#### [Do this]
Pictures stay out of this copy, which runs from the first line of the material through the line containing "active = false;".

#### [Stored data]
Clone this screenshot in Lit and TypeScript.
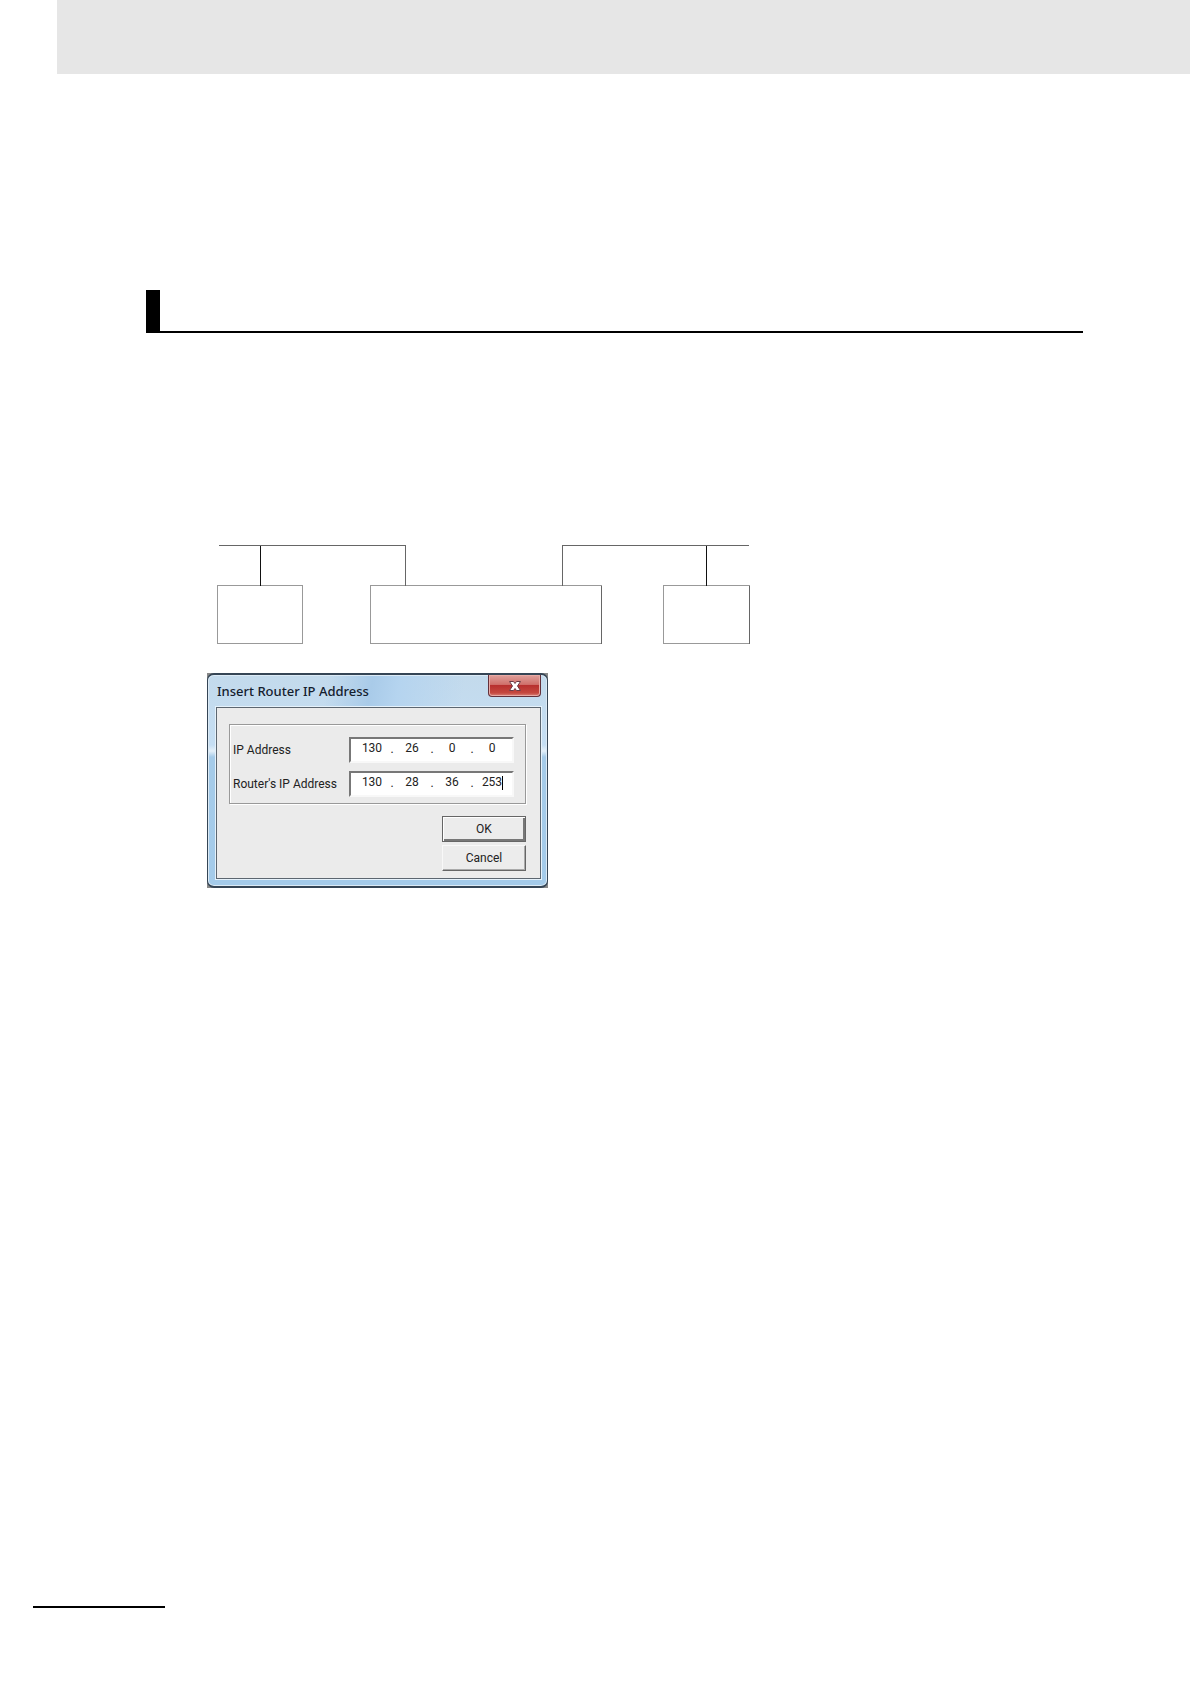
import { LitElement, html, css } from "lit";
import { customElement, property } from "lit/decorators.js";

@customElement("network-diagram")
class NetworkDiagram extends LitElement {
  static styles = css`
    :host { display: block; }
    .drawing { display: block; width: 536px; height: 101px; max-width: 100%; }
    .box { fill: #fff; stroke: #999; }
    .bus { fill: none; stroke: #666; }
    .drop { stroke: #111; }
  `;

  render() {
    return html`
      <svg class="drawing" viewBox="0 0 536 101" shape-rendering="crispEdges" role="img" aria-label="Two networks joined by a router">
        <rect class="box" x="1.5" y="41.5" width="85" height="58"></rect>
        <rect class="box" x="154.5" y="41.5" width="231" height="58"></rect>
        <rect class="box" x="447.5" y="41.5" width="86" height="58"></rect>
        <path class="bus" d="M385.5 41.5v58M533.5 41.5v58"></path>
        <path class="bus" d="M3 1.5h186.500v40M533 1.500H346.500v40"></path>
        <path class="drop" d="M44.500 2v40M490.500 2v40"></path>
      </svg>
    `;
  }
}

@customElement("ip-field")
class IpField extends LitElement {
  @property() label = "";
  @property({ type: Array }) octets: string[] = [];
  @property({ type: Boolean }) active = false;

  static styles = css`
    :host { display: block; font-family: Roboto, "Liberation Sans", sans-serif; font-size: 12px; color: #222; }
    .row { display: flex; align-items: center; justify-content: space-between; }
    .field {
      display: flex;
      box-sizing: border-box;
      width: 165px;
      height: 26px;
      padding: 0 5px 4px 6px;
      border: 2px solid;
      border-color: #777 #f8f8f8 #f8f8f8 #777;
      background: #fff;
    }
    .octet {
      flex: 1;
      min-width: 0;
      box-sizing: border-box;
      padding: 0;
      border: 0;
      outline: 0;
      background: none;
      font: inherit;
      font-size: 12px;
      color: inherit;
      text-align: center;
    }
    .dot { width: 10px; line-height: 20px; text-align: center; }
    .last { position: relative; display: flex; flex: 1; min-width: 0; }
    .caret { position: absolute; right: 4px; top: 3px; width: 1px; height: 14px; background: #000; }
  `;

  private octet(index: number) {
    return html`<input class="octet" id="octet-${index}" aria-label="${this.label} part ${index + 1}" .value=${this.octets[index] ?? ""} />`;
  }

  render() {
    return html`
      <div class="row">
        <label for="octet-0">${this.label}</label>
        <div class="field">
          ${this.octet(0)}<span class="dot">.</span>
          ${this.octet(1)}<span class="dot">.</span>
          ${this.octet(2)}<span class="dot">.</span>
          <span class="last">${this.octet(3)}${this.active ? html`<span class="caret"></span>` : ""}</span>
        </div>
      </div>
    `;
  }
}

@customElement("router-dialog")
class RouterDialog extends LitElement {
  static styles = css`
    :host { display: block; max-width: 341px; background: #888; }
    .window {
      padding: 0 6px 7px 8px;
      border: 1px solid #354555;
      border-top-width: 2px;
      border-bottom-width: 2px;
      border-radius: 7px;
      background:
        linear-gradient(100deg, transparent 35%, #a9cbe9 48%, #b5d4ef 56%, transparent 75%) top / 100% 31px no-repeat,
        linear-gradient(#c3daec, #c5def3 70px, #e4f0f9 76px, #a5cbe9 82px, #a4cbea);
      box-shadow: inset 0 0 0 1px #dceaf5;
    }
    .title-bar { display: flex; align-items: flex-start; justify-content: space-between; height: 32px; }
    .title { margin: 0; padding-left: 1px; font: 500 13px/32px "Noto Sans", "Open Sans", sans-serif; color: #14202e; }
    .close {
      display: flex;
      align-items: center;
      justify-content: center;
      width: 53px;
      height: 22px;
      padding: 0;
      border: 1px solid #63303a;
      border-top: 0;
      border-radius: 0 0 4px 4px;
      background: linear-gradient(#dfa09b, #d0706b 45%, #b8302f 50%, #c5483f 85%, #d9827a);
      box-shadow: inset 0 0 0 1px #e8aaa5;
    }
    .cross { width: 14px; height: 12px; }
    .body { padding: 16px 14px 7px 12px; border: 1px solid #5c6670; box-shadow: 0 0 0 1px #e6f2fb; background: #ebebeb; }
    .group {
      display: flex;
      flex-direction: column;
      gap: 8px;
      padding: 12px 11px 6px 3px;
      border: 1px solid #999;
      box-shadow: inset 1px 1px #fff, 1px 1px #fff;
    }
    .actions { display: flex; flex-direction: column; align-items: flex-end; gap: 3px; margin-top: 12px; }
    .action {
      width: 84px;
      height: 26px;
      padding: 0;
      border: 1px solid;
      border-color: #f8f8f8 #666 #666 #f8f8f8;
      border-radius: 0;
      background: #ececec;
      box-shadow: inset -1px -1px #aaa;
      font: 12px/20px Roboto, "Liberation Sans", sans-serif;
      color: #222;
    }
    .default { border-color: #666; box-shadow: inset 1px 1px #fff, inset -2px -2px #777; }
  `;

  render() {
    return html`
      <section class="window" role="dialog" aria-labelledby="title">
        <header class="title-bar">
          <h2 class="title" id="title">Insert Router IP Address</h2>
          <button class="close" aria-label="Close">
            <svg class="cross" viewBox="0 0 14 12">
              <path d="M1.500 1.500h4L7 3.500l1.500-2h4L9.500 6l3 4.500h-4L7 8.500l-1.500 2h-4L4.500 6z" fill="#fff" stroke="#6c3c46"></path>
            </svg>
          </button>
        </header>
        <div class="body">
          <div class="group">
            <ip-field label="IP Address" .octets=${["130", "26", "0", "0"]}></ip-field>
            <ip-field label="Router's IP Address" .octets=${["130", "28", "36", "253"]} active></ip-field>
          </div>
          <div class="actions">
            <button class="action default">OK</button>
            <button class="action">Cancel</button>
          </div>
        </div>
      </section>
    `;
  }
}

@customElement("app-root")
class AppRoot extends LitElement {
  static styles = css`
    :host { display: flex; flex-direction: column; box-sizing: border-box; min-height: 100vh; padding-bottom: 76px; background: #fff; }
    .band { height: 74px; margin-left: 57px; background: #e6e6e6; }
    .content { flex: 1; padding: 216px 107px 0 146px; }
    .section-rule { height: 41px; border-left: 14px solid #000; border-bottom: 2px solid #000; }
    .figure { display: flex; flex-direction: column; gap: 28px; margin: 211px 0 0 61px; }
    .diagram { margin-left: 9px; }
    .footer-rule { width: 132px; height: 2px; margin-left: 33px; background: #000; }
  `;

  render() {
    return html`
      <header class="band"></header>
      <main class="content">
        <div class="section-rule"></div>
        <div class="figure">
          <network-diagram class="diagram"></network-diagram>
          <router-dialog></router-dialog>
        </div>
      </main>
      <footer class="footer-rule"></footer>
    `;
  }
}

#### [Exercise result]
Clone this screenshot in Lit and TypeScript.
import { LitElement, html, css } from "lit";
import { customElement, property } from "lit/decorators.js";

@customElement("network-diagram")
class NetworkDiagram extends LitElement {
  static styles = css`
    :host { display: block; }
    .drawing { display: block; width: 536px; height: 101px; max-width: 100%; }
    .box { fill: #fff; stroke: #999; }
    .bus { fill: none; stroke: #666; }
    .drop { stroke: #111; }
  `;

  render() {
    return html`
      <svg class="drawing" viewBox="0 0 536 101" shape-rendering="crispEdges" role="img" aria-label="Two networks joined by a router">
        <rect class="box" x="1.5" y="41.5" width="85" height="58"></rect>
        <rect class="box" x="154.5" y="41.5" width="231" height="58"></rect>
        <rect class="box" x="447.5" y="41.5" width="86" height="58"></rect>
        <path class="bus" d="M385.5 41.5v58M533.5 41.5v58"></path>
        <path class="bus" d="M3 1.5h186.500v40M533 1.500H346.500v40"></path>
        <path class="drop" d="M44.500 2v40M490.500 2v40"></path>
      </svg>
    `;
  }
}

@customElement("ip-field")
class IpField extends LitElement {
  @property() label = "";
  @property({ type: Array }) octets: string[] = [];
  @property({ type: Boolean }) active = false;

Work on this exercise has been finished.